▶ **Task instructions**: Identify the lines that contain the string "with" and report only how many there are.
___ Input material
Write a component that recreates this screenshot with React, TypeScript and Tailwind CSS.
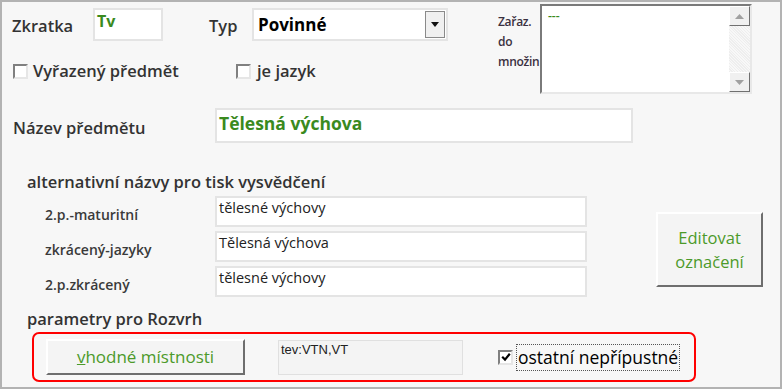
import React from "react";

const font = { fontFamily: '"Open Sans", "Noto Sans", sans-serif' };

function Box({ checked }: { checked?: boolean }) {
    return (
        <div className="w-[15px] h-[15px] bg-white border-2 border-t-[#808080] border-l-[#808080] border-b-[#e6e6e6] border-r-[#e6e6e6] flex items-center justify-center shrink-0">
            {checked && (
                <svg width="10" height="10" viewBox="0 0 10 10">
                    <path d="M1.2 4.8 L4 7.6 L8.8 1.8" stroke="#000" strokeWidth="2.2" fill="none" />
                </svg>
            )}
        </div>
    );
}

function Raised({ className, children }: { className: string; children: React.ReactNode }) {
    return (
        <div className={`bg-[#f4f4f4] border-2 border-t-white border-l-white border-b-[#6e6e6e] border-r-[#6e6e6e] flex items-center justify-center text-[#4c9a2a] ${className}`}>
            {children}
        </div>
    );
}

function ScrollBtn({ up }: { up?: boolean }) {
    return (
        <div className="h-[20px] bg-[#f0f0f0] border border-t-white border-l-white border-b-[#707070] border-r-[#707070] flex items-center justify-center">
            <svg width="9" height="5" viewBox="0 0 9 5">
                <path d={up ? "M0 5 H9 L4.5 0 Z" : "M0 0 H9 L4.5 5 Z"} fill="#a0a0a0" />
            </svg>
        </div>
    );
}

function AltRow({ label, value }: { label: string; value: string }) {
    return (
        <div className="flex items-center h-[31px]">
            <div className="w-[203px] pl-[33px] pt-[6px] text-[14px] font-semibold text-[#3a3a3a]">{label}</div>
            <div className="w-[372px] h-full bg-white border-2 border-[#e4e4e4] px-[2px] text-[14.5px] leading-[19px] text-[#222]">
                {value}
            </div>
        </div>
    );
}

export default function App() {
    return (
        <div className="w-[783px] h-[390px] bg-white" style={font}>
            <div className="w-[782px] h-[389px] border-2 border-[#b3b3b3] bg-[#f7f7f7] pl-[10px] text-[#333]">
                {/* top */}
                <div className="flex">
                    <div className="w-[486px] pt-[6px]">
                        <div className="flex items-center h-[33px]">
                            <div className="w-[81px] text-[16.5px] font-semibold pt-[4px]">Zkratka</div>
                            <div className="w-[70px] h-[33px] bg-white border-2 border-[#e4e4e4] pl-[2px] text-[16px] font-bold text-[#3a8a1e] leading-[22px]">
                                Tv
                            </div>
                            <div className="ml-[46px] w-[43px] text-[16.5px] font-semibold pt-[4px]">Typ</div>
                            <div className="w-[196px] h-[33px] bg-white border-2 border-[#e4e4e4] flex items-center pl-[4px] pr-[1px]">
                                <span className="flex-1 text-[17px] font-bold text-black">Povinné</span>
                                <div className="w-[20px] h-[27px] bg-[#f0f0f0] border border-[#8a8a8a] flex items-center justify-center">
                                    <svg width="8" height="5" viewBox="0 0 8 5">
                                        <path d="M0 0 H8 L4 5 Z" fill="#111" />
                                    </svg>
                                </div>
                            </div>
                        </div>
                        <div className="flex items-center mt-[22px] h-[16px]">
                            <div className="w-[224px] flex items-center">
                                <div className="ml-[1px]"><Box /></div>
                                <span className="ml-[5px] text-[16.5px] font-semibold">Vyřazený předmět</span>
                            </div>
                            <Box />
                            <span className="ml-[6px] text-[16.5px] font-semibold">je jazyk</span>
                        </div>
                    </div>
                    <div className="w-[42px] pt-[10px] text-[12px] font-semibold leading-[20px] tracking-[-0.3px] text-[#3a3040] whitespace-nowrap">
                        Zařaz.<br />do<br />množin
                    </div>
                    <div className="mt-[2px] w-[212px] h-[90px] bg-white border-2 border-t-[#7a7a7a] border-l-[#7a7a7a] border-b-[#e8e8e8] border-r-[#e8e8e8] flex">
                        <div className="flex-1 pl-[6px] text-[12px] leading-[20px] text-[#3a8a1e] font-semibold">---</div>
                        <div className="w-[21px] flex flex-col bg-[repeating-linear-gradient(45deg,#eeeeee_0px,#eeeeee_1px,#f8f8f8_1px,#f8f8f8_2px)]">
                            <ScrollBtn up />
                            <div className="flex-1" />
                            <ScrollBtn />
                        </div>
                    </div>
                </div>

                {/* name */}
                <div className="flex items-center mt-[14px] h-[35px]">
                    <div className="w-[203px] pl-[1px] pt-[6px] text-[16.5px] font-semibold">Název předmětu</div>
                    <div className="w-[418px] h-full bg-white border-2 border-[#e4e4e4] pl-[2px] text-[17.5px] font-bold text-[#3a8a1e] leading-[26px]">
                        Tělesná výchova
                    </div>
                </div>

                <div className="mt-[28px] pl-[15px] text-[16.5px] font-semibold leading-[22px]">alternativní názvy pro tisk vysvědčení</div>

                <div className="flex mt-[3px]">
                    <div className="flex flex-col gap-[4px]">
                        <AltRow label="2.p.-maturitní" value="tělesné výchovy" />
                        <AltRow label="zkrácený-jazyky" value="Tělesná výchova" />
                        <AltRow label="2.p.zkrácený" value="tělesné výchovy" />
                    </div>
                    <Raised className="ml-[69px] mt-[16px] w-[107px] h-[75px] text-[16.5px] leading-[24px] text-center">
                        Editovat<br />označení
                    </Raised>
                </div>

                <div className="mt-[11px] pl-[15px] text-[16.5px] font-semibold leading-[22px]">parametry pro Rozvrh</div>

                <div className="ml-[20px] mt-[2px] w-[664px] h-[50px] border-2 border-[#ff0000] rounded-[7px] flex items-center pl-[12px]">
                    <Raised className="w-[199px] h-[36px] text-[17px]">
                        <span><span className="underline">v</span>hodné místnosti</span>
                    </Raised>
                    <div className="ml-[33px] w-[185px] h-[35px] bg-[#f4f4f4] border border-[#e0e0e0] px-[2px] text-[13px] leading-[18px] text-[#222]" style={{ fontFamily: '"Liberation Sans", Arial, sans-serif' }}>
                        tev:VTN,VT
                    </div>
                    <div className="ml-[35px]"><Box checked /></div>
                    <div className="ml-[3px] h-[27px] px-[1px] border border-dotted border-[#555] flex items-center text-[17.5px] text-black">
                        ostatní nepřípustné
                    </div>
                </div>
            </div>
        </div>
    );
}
______
___ Input material
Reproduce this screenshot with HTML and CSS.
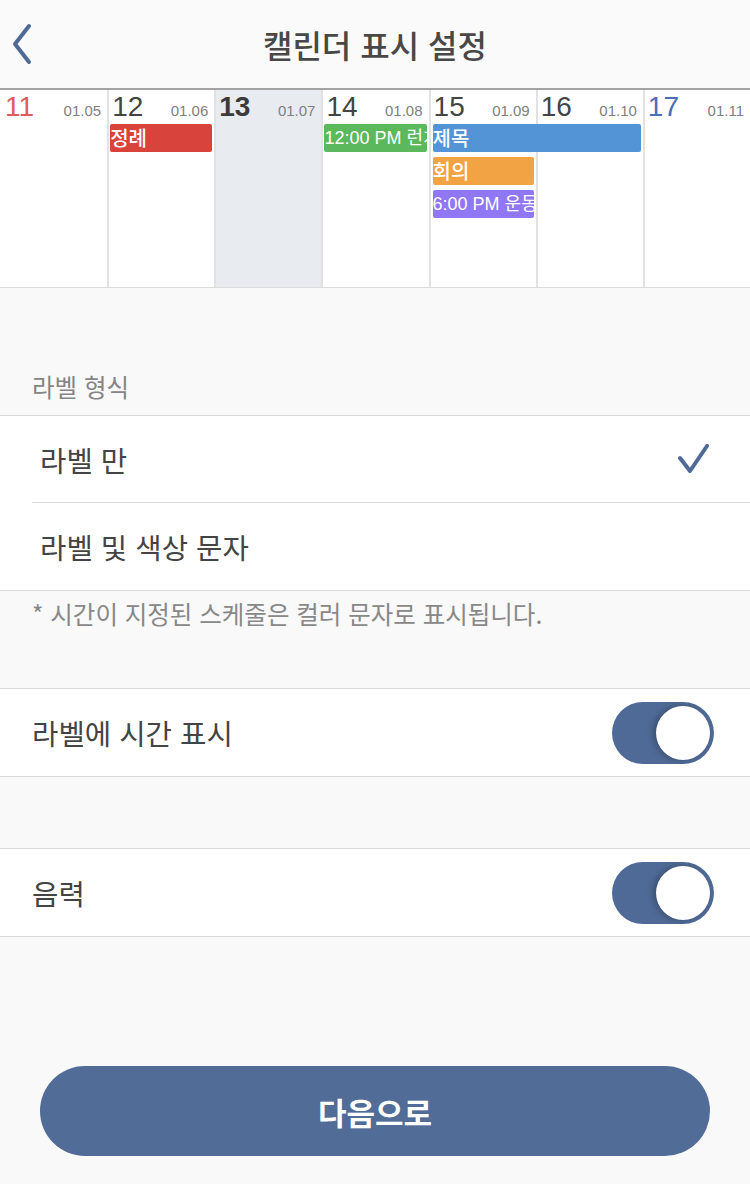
______
▶ **The solution**: 2